In the 21st century, ideological hunters hound out opponents. Human rights activists have endeavoured to turn same-sex marriage into a human right when it is no such thing. Chief executives have tried to frame it as a workplace issue to justify their personal politics. And grandstanding doctors have tried to make it a health issue. In fact, their crude politics show it’s a political issue, pure and simple. The net effect of their censorious sanctimony may well be to turn otherwise apathetic supporters of same-sex marriage into determined opponents.

While Turnbull has paved the way for same-sex marriage, his own party has stumbled on the hurdle of hypocrisy too. It started with a highly principled stand from Tony Abbott prior to the 2013 election, when the then opposition leader made it clear that a conscience vote on same-sex marriage was a matter for the Liberal partyroom. It was principled precisely because Abbott is a known opponent of same-sex marriage.

But then Abbott played politics too, drawing together the Nationals and the Liberals in a partyroom meeting to plump up the numbers to settle on a plebiscite that would be non-binding. How does that respect the people’s say? From Eric Abetz and other conservatives refusing to honour a yes vote from the people to left-wing Liberal Christopher Pyne boasting that we’re going to secure marriage equality sooner than everyone thinks, the Liberals have no reason to crow about their record.

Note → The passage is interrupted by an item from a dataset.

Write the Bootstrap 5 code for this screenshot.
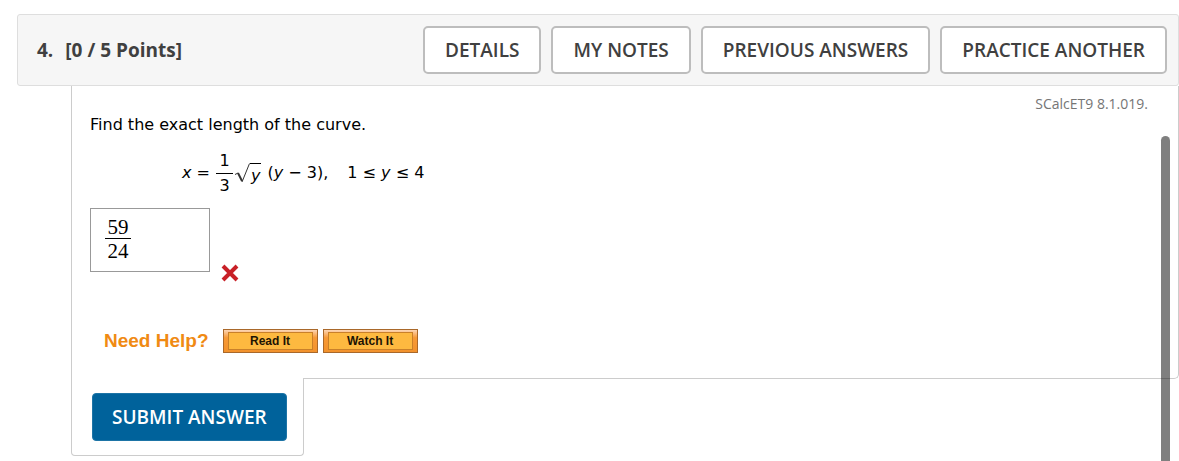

Polls suggest most Australians support same-sex marriage even if it’s a piffling issue for most. They also support a plebiscite. The dismal history of this issue across politics and institutions in this country proves why the Australian people should have a say, and should have had one from the get-go. They can’t possibly muck it up as badly as the band of politicking protagonists have to date.